Correlation does not equal causation. I doubt you can show evidence of causation.
Muslims in america feel free-er than in their home countries, the opposite of being under siege. Do you know muslims who have told you they felt under siege?
Yes.
Terrorists use all kind of excuses to do what they do (ie: Charlie Hebdo massacre) but that doesn’t mean anyone should take care not to piss off the wrong people. That’s what they want you to do. Don’t let them scare you.
Yes, there are.
There are many violent assholes out there, and over 20% of the world’s assholes are muslim. That much is true. However, can you say what kind of % you have in mind when you say very high? I feel you might be off by an order of magnitude.
People bringing up Christianity…how pointless.
“Your apples are meaningless, here I present oranges for my argument.”
Honestly, anyone who think Islam is merely a religious construct doesn’t know anything about Islam. It is the whole thing…religion, law, government, even economics. When the original Muslims made the religion up, they went whole hog. It is not merely just a religion, it is an entire culture.

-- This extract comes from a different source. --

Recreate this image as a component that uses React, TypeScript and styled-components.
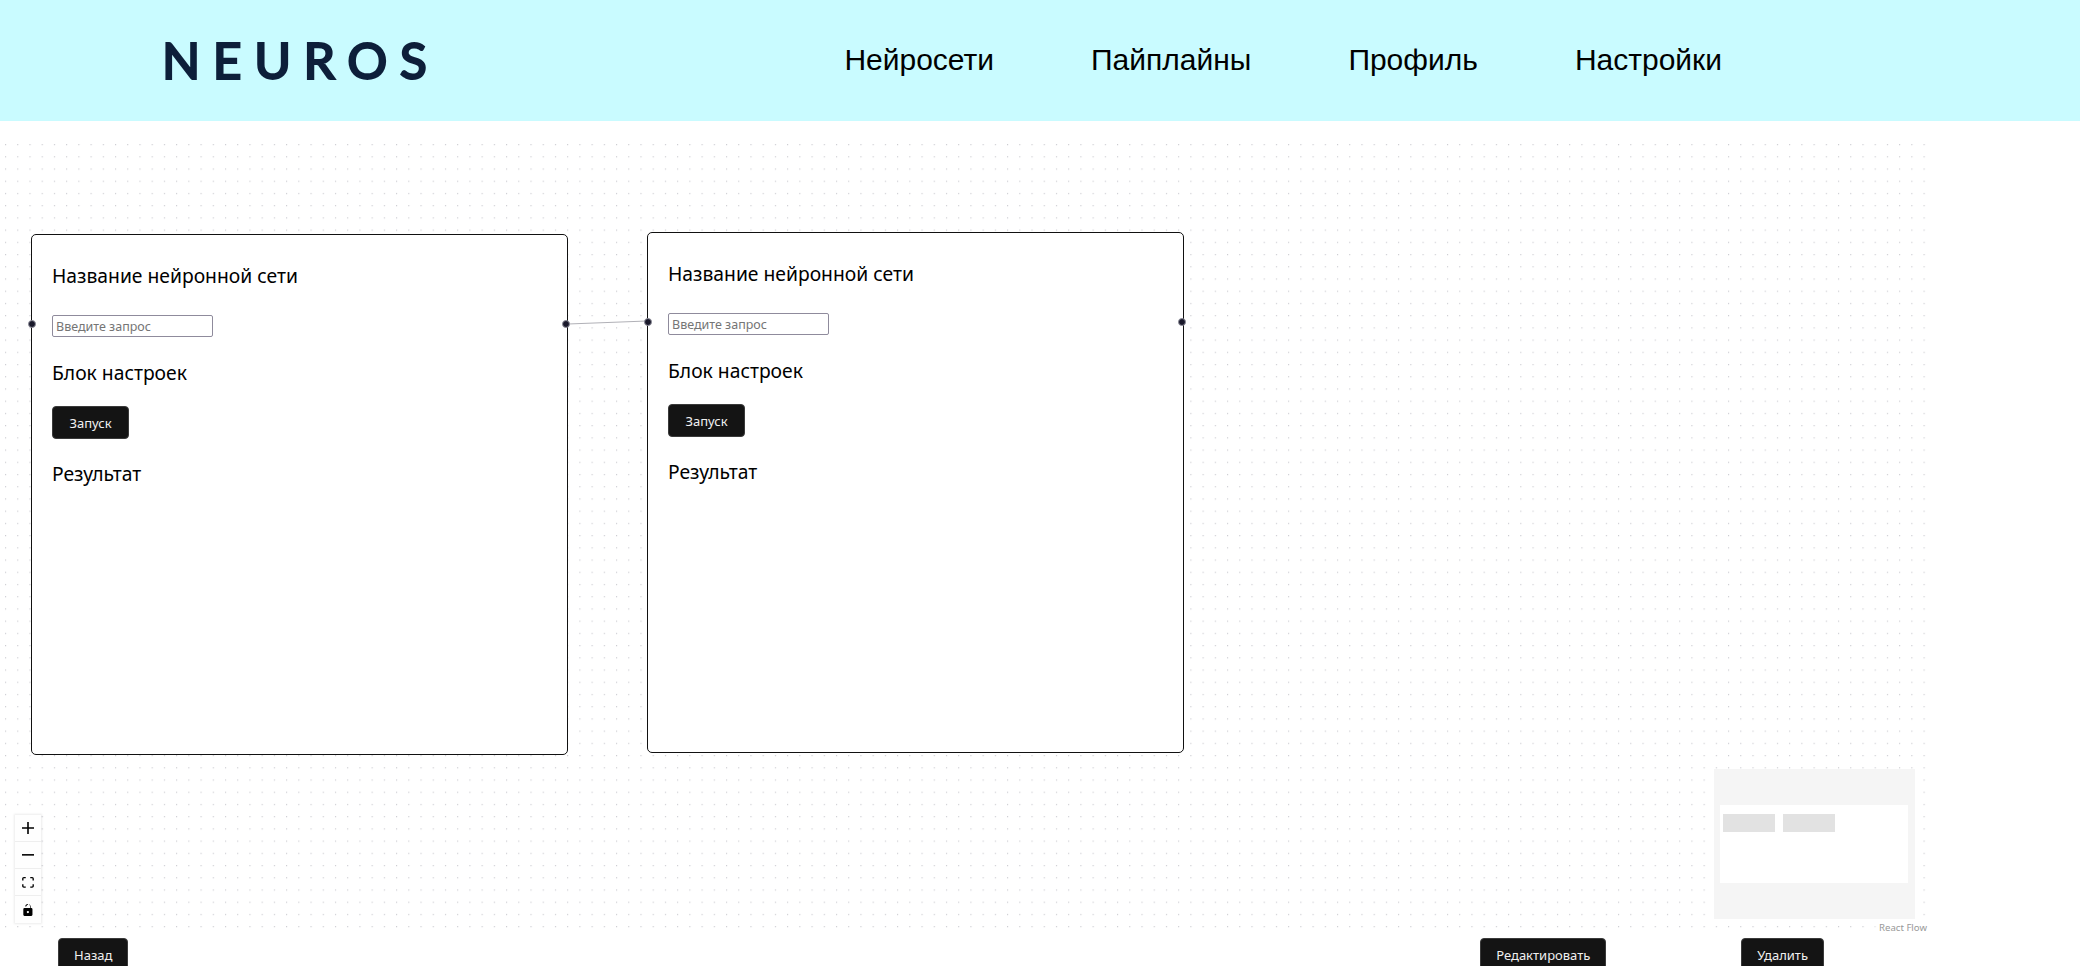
import styled, { createGlobalStyle } from "styled-components";

const GlobalStyle = createGlobalStyle`
  html, body {
    margin: 0;
    height: 100%;
    overflow: hidden;
    background: #fff;
  }
  #root {
    height: 100%;
  }
`;

const NAV_ITEMS = ["Нейросети", "Пайплайны", "Профиль", "Настройки"];

const App = () => {
  return (
    <StPage>
      <GlobalStyle />
      <StHeader>
        <StLogo>NEUROS</StLogo>
        <StNav>
          {NAV_ITEMS.map((item) => (
            <StNavLink key={item}>{item}</StNavLink>
          ))}
        </StNav>
      </StHeader>

      <StFlow>
        <StDots>
          <defs>
            <pattern id="dots" x="5" y="4" width="12.22" height="12.22" patternUnits="userSpaceOnUse">
              <circle cx="0.6" cy="0.6" r="0.6" fill="#c0c0c6" />
            </pattern>
          </defs>
          <rect width="100%" height="100%" fill="url(#dots)" />
        </StDots>

        <StEdge>
          <line x1="568" y1="184" x2="647" y2="181" stroke="#b1b1b7" strokeWidth="1" />
        </StEdge>

        <PipelineNode $left={31} $top={94} />
        <PipelineNode $left={647} $top={92} />

        <StControls>
          <StControl>
            <svg viewBox="0 0 32 32" width="12" height="12">
              <path d="M32 18.133H18.133V32h-4.266V18.133H0v-4.266h13.867V0h4.266v13.867H32z" />
            </svg>
          </StControl>
          <StControl>
            <svg viewBox="0 0 32 5" width="12" height="2">
              <path d="M0 0h32v4.2H0z" />
            </svg>
          </StControl>
          <StControl>
            <svg viewBox="0 0 32 30" width="12" height="11">
              <path d="M3.692 4.63c0-.53.4-.938.939-.938h5.215V0H4.708C2.13 0 0 2.054 0 4.63v5.216h3.692V4.631zM27.354 0h-5.2v3.692h5.17c.53 0 .984.4.984.939v5.215H32V4.631A4.624 4.624 0 0027.354 0zm.954 24.83c0 .532-.4.94-.939.94h-5.215v3.768h5.215c2.577 0 4.631-2.13 4.631-4.707v-5.139h-3.692v5.139zm-23.677.94c-.531 0-.939-.4-.939-.94v-5.138H0v5.139c0 2.577 2.13 4.707 4.708 4.707h5.138V25.77H4.631z" />
            </svg>
          </StControl>
          <StControl>
            <svg viewBox="0 0 25 32" width="10" height="12">
              <path d="M21.333 10.667H19.81V7.619C19.81 3.429 16.38 0 12.19 0c1.828 0 3.2 1.2 4.4 2.6 1 1.3 1.5 3 1.5 5v3.067H3.048A3.056 3.056 0 000 13.714v15.238A3.056 3.056 0 003.048 32h18.285a3.056 3.056 0 003.048-3.048V13.714a3.056 3.056 0 00-3.048-3.047zM12.19 24.533a3.056 3.056 0 01-3.047-3.047 3.056 3.056 0 013.047-3.048 3.056 3.056 0 013.048 3.048 3.056 3.056 0 01-3.048 3.047zM12.19 0C8.1 0 5.2 3 5.2 6.5h2.6C8 4 9.800 2.400 12.190 2.400z" />
            </svg>
          </StControl>
        </StControls>

        <StMiniMap viewBox="0 0 201 150">
          <rect width="201" height="150" fill="#f5f5f5" />
          <rect x="6" y="36" width="188" height="78" fill="#fff" />
          <rect x="9" y="45" width="52" height="18" fill="#e2e2e2" />
          <rect x="69" y="45" width="52" height="18" fill="#e2e2e2" />
        </StMiniMap>

        <StAttribution>React Flow</StAttribution>
      </StFlow>

      <StFooter>
        <StButton>Назад</StButton>
        <StFooterRight>
          <StButton>Редактировать</StButton>
          <StButton>Удалить</StButton>
        </StFooterRight>
      </StFooter>
    </StPage>
  );
};

export default App;

interface PipelineNodeProps {
  $left: number;
  $top: number;
}
const PipelineNode = (props: PipelineNodeProps) => {
  const { $left, $top } = props;
  return (
    <StNode $left={$left} $top={$top}>
      <StHandle $side="left" />
      <StHandle $side="right" />
      <StNodeTitle>Название нейронной сети</StNodeTitle>
      <StInput placeholder="Введите запрос" />
      <StNodeTitle>Блок настроек</StNodeTitle>
      <StRunButton>Запуск</StRunButton>
      <StNodeTitle>Результат</StNodeTitle>
    </StNode>
  );
};

const StPage = styled.div`
  display: flex;
  flex-direction: column;
  height: 966px;
  overflow: hidden;

  font-family: "Noto Sans", sans-serif;
`;
const StHeader = styled.header`
  display: flex;
  flex-shrink: 0;
  align-items: center;

  height: 121px;
  padding: 0 358px 0 162px;

  background-color: #c9fbff;
`;
const StLogo = styled.div`
  margin-top: -2px;

  color: #0d1f3a;
  font-family: "Lato", sans-serif;
  font-size: 50px;
  font-weight: 500;
  line-height: 1;
  letter-spacing: 0.25em;

  -webkit-text-stroke: 2px #0d1f3a;
`;
const StNav = styled.nav`
  display: flex;
  gap: 97px;

  margin-top: -2px;
  margin-left: auto;
`;
const StNavLink = styled.a`
  color: #000;
  font-family: "Liberation Sans", sans-serif;
  font-size: 30px;
`;
const StFlow = styled.section`
  position: relative;
  flex-shrink: 0;

  width: 1930px;
  height: 798px;
  margin-top: 19px;
`;
const StDots = styled.svg`
  position: absolute;
  inset: 0;

  width: 100%;
  height: 100%;
`;
const StEdge = styled.svg`
  position: absolute;
  inset: 0;

  width: 100%;
  height: 100%;
`;
const StNode = styled.article<PipelineNodeProps>`
  position: absolute;
  top: ${({ $top }) => $top}px;
  left: ${({ $left }) => $left}px;

  display: flex;
  flex-direction: column;
  align-items: flex-start;

  box-sizing: border-box;
  width: 537px;
  height: 521px;
  padding: 27px 20px;

  border: 1px solid #111;
  border-radius: 5px;
  background-color: #fff;
`;
const StHandle = styled.span<{ $side: "left" | "right" }>`
  position: absolute;
  top: 85px;
  ${({ $side }) => ($side === "left" ? "left: -4px;" : "right: -3px;")}

  box-sizing: border-box;
  width: 8px;
  height: 8px;

  border: 1px solid #8d8d99;
  border-radius: 50%;
  background-color: #1a192b;
`;
const StNodeTitle = styled.h3`
  margin: 0;

  color: #000;
  font-size: 19.3px;
  font-weight: 400;
  line-height: 28px;
`;
const StInput = styled.input`
  box-sizing: border-box;
  width: 161px;
  height: 22px;
  margin: 25px 0 22px;
  padding: 0 3px;

  border: 1px solid #8f8b9c;
  border-radius: 2px;
  background: #fff;
  font-family: "Noto Sans", sans-serif;
  font-size: 12.5px;

  &::placeholder {
    color: #757575;
  }
`;
const StRunButton = styled.button`
  width: 77px;
  height: 33px;
  margin: 19px 0 21px;
  padding: 0;

  border: 1px solid #3a3a3a;
  border-radius: 4px;
  background-color: #141414;
  color: #f0f0f0;
  font-family: "Noto Sans", sans-serif;
  font-size: 13px;
`;
const StControls = styled.div`
  position: absolute;
  top: 675px;
  left: 15px;

  display: flex;
  flex-direction: column;

  box-shadow: 0 0 2px 1px rgba(0, 0, 0, 0.08);
`;
const StControl = styled.button`
  display: flex;
  justify-content: center;
  align-items: center;

  box-sizing: border-box;
  width: 26px;
  height: 27px;
  padding: 5px;

  border: none;
  border-bottom: 1px solid #eee;
  background: #fefefe;
  color: #000;

  &:last-child {
    border-bottom: none;
  }
`;
const StMiniMap = styled.svg`
  position: absolute;
  top: 629px;
  left: 1714px;

  width: 201px;
  height: 150px;
`;
const StAttribution = styled.span`
  position: absolute;
  right: 3px;
  bottom: 2px;

  padding: 2px 0 2px 4px;

  background: rgba(255, 255, 255, 0.5);
  color: #999;
  font-size: 9.6px;
  line-height: 12px;
`;
const StFooter = styled.footer`
  display: flex;
  flex-shrink: 0;
  justify-content: space-between;

  padding: 0 256px 0 58px;
`;
const StFooterRight = styled.div`
  display: flex;
  gap: 135px;
`;
const StButton = styled.button`
  height: 34px;
  padding: 0 15px;

  border: 1px solid #3a3a3a;
  border-radius: 4px;
  background-color: #141414;
  color: #f0f0f0;
  font-family: "Noto Sans", sans-serif;
  font-size: 13px;
`;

If you can understand that, then you will understand the problem.
You don’t think Islam is correlated with the laws in Muslim-majority countries?
I am confused. Islam has people called Imams, who are “authorized” to issue edicts called “fatwas”. If a fatwah is issued, which says it is permissible to kill someone who writes something critical of Mohammed, that is OK? What if another Imam says the fatwah is invalid?
Frankly, in all countries (even Islamic ones) murder is still a crime-regardless of the offence. Does Sharia law trump civil law?
Is that what you understood? :smack:
I’m arguing that maybe poor under-educated people are more likely to hold intolerant views…
…and maybe 70%+ of the populations of 90%+ of muslim countries are under-educated, poor muslims.
It would be interesting to find out how these views break down by education level, income level and other societal markers. Maybe then you can rule out the objection I raised.